Learn from the Past
Mortgage backed securities (MBS) lost 11 basis points (BPS) from last Friday’s close which caused fixed mortgage rates to move slightly higher for the week. It was a very “choppy” week with an intra-week swing of -96BPS from best to worst backend pricing of the week.
MBS were mostly pressured (higher rates) due to strong jobs data (45 year low) and hawkish commentary by one of the major central banks. While there is a temporary spending bill, the overall downward trend of MBS since January 1 (-187 BPS) kept fixed mortgage rates on an upward trend.
Jobs, Jobs, Jobs
Initial Weekly Jobless Claims hit 221K vs estimates of 232K. The more closely watched 4 week moving average dropped to 224,500 which is a 45 YEAR LOW. The December Job Openings and Labor Turnover Survey (JOLTS) showed 5.811M jobs that are currently unfilled. The market was expecting 5.9M. November was revised upward from 5.879M to 5.978M. The lack of labor slack continues to be a major problem.

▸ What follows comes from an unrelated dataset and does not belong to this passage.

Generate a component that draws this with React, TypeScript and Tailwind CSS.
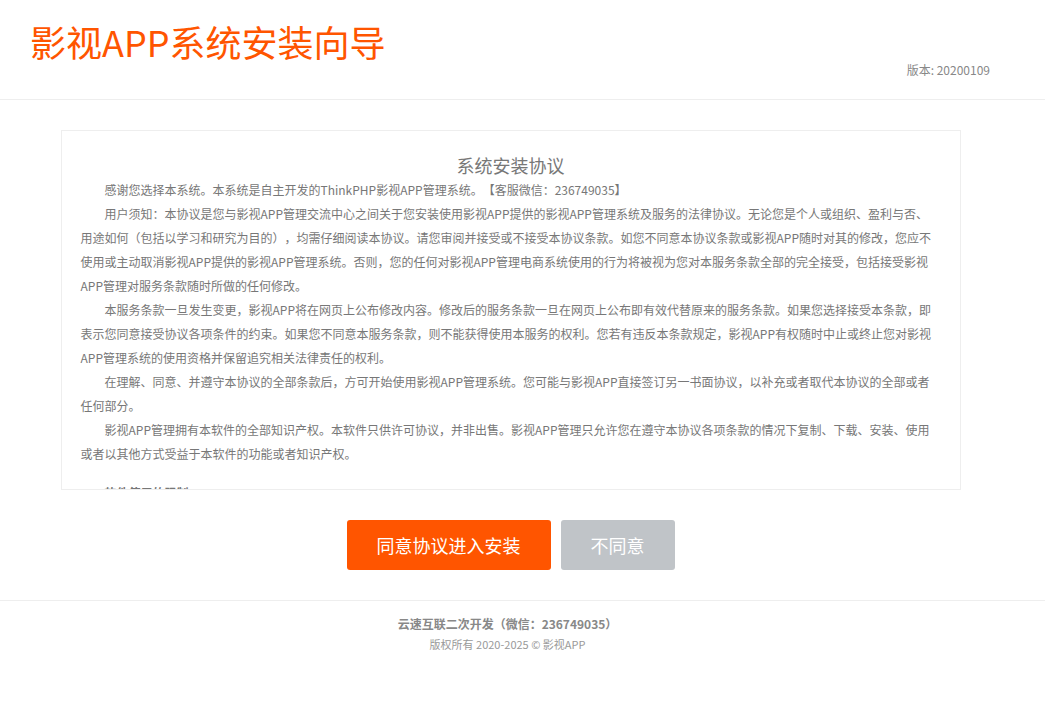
import React from "react";

const font = { fontFamily: '"Microsoft YaHei", "Noto Sans CJK SC", "Noto Sans", sans-serif' };

const paras: string[][] = [
  ["感谢您选择本系统。本系统是自主开发的ThinkPHP影视APP管理系统。【客服微信：236749035】"],
  [
    "用户须知：本协议是您与影视APP管理交流中心之间关于您安装使用影视APP提供的影视APP管理系统及服务的法律协议。无论您是个人或组织、盈利与否、",
    "用途如何（包括以学习和研究为目的），均需仔细阅读本协议。请您审阅并接受或不接受本协议条款。如您不同意本协议条款或影视APP随时对其的修改，您应不",
    "使用或主动取消影视APP提供的影视APP管理系统。否则，您的任何对影视APP管理电商系统使用的行为将被视为您对本服务条款全部的完全接受，包括接受影视",
    "APP管理对服务条款随时所做的任何修改。",
  ],
  [
    "本服务条款一旦发生变更，影视APP将在网页上公布修改内容。修改后的服务条款一旦在网页上公布即有效代替原来的服务条款。如果您选择接受本条款，即",
    "表示您同意接受协议各项条件的约束。如果您不同意本服务条款，则不能获得使用本服务的权利。您若有违反本条款规定，影视APP有权随时中止或终止您对影视",
    "APP管理系统的使用资格并保留追究相关法律责任的权利。",
  ],
  [
    "在理解、同意、并遵守本协议的全部条款后，方可开始使用影视APP管理系统。您可能与影视APP直接签订另一书面协议，以补充或者取代本协议的全部或者",
    "任何部分。",
  ],
  [
    "影视APP管理拥有本软件的全部知识产权。本软件只供许可协议，并非出售。影视APP管理只允许您在遵守本协议各项条款的情况下复制、下载、安装、使用",
    "或者以其他方式受益于本软件的功能或者知识产权。",
  ],
];

export default function App() {
  return (
    <div className="min-h-screen bg-white [text-spacing-trim:space-all]" style={font}>
      <header className="h-[100px] border-b border-[#eeeeee] flex items-start justify-between">
        <h1 className="pl-[30px] pt-[19px] text-[36px] leading-[44px] text-[#ff5500] font-normal">
          影视APP系统安装向导
        </h1>
        <div className="pr-[55px] pt-[61px] text-[12px] leading-[18px] text-[#888888]">
          版本: 20200109
        </div>
      </header>

      <div className="w-[1021px]">
        <main className="pt-[30px] flex flex-col items-center">
          <div className="w-[900px] h-[360px] border border-[#eeeeee] overflow-hidden px-[19px] pt-[21px] text-[#777777]">
            <h2 className="text-center text-[18px] leading-[26px] font-normal text-[#777777]">
              系统安装协议
            </h2>
            {paras.map((lines, i) => (
              <p key={i} className="text-[12px] leading-[24px] indent-[24px] whitespace-nowrap">
                {lines.map((l, j) => (
                  <React.Fragment key={j}>
                    {j > 0 && <br />}
                    {l}
                  </React.Fragment>
                ))}
              </p>
            ))}
            <p className="mt-[15px] text-[12px] leading-[24px] font-bold">二、软件使用的限制</p>
            <p className="text-[12px] leading-[24px] indent-[24px]">
              您不得对本软件进行反向工程、反向编译或反汇编，不得删除本软件上的任何版权声明。
            </p>
          </div>

          <div className="mt-[30px] flex gap-[10px]">
            <button className="w-[204px] h-[50px] rounded-[3px] bg-[#ff5500] text-white text-[18px]">
              同意协议进入安装
            </button>
            <button className="w-[114px] h-[50px] rounded-[3px] bg-[#c0c4c8] text-white text-[18px]">
              不同意
            </button>
          </div>
        </main>
      </div>

      <footer className="mt-[30px] border-t border-[#eeeeee] pt-[13px]">
        <div className="w-[1015px] text-center">
          <div className="text-[12px] leading-[20px] font-bold text-[#888888]">
            云速互联二次开发（微信：236749035）
          </div>
          <div className="text-[11px] leading-[20px] text-[#999999]">版权所有 2020-2025 © 影视APP</div>
        </div>
      </footer>
    </div>
  );
}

We had a brief government shut down in the wee hours of the morning but have since rebooted. The Senate passed their pork-laden bill with ease while the House had a mini rebellion of 67 conservatives voting against the bill. It funds the government only until March 23. It added money and time to defense spending and upped the borrowing authority until 2019. It’s an awful deal that jacks up our deficit but it keeps the doors open for a little longer.
Bank of England kept rates unchanged at 0.5%, and QE flat as expected in a unanimous 9-0 vote. But BOE raised its growth forecast and said, “The Committee judges that, were the economy to evolve broadly in line with the February Inflation Report projections, monetary policy would need to be tightened somewhat earlier and by a somewhat greater extent over the forecast period than anticipated at the time of the November Report, in order to return inflation sustainability to the target.”
What’s on the Agenda for this Week?
The inflationary data this week (CPI in U.S. and several other key economies) will have a large impact on MBS pricing. Global growth (revised 4th quarter GDP from several countries) will also play a key role. It will need much weaker than expected inflationary readings across the globe for MBS to mount any real comeback. As they moved “another leg down” last week, they may move in this lower channel this week before making “another leg down” in the next week or two.
The three things that have the greatest ability to impact backend pricing this week are: (1) Domestic Flavor, (2) Across the Pond and (3) Geo Political.
(1) Domestic Flavor: Inflation Watch. The biggest event of the week is the CPI report on Wednesday. It is unusual because it is released this week before PPI which is released the next day. It is usually the other way around. This report is expected to show inflation at above 2%. The higher it is, the worse it will be for MBS pricing. There will also be Retail Sales that same day which will be important to watch. Also, with bonds focusing on increased deficits (which are always inflationary), Monday’s Treasury Budget will get a lot of attention as it will be the first budget that has the tax cut in it.
(2) Across the Pond: Besides the Olympics, there is plenty going on overseas. In the order of the largest economies (besides the U.S.): China – Chinese New Year; Japan – GDP; Germany – GDP and CPI; Great Britain – PPI, CPI and Retail Sales; Eurozone – GDP.
(3) Geo-Political: While the bond market is hedging towards global central banks tightening in the near future along with tapering bond purchases, we have our own infrastructure and budget/deficit concerns with the 2019 budget proposal out of the White House.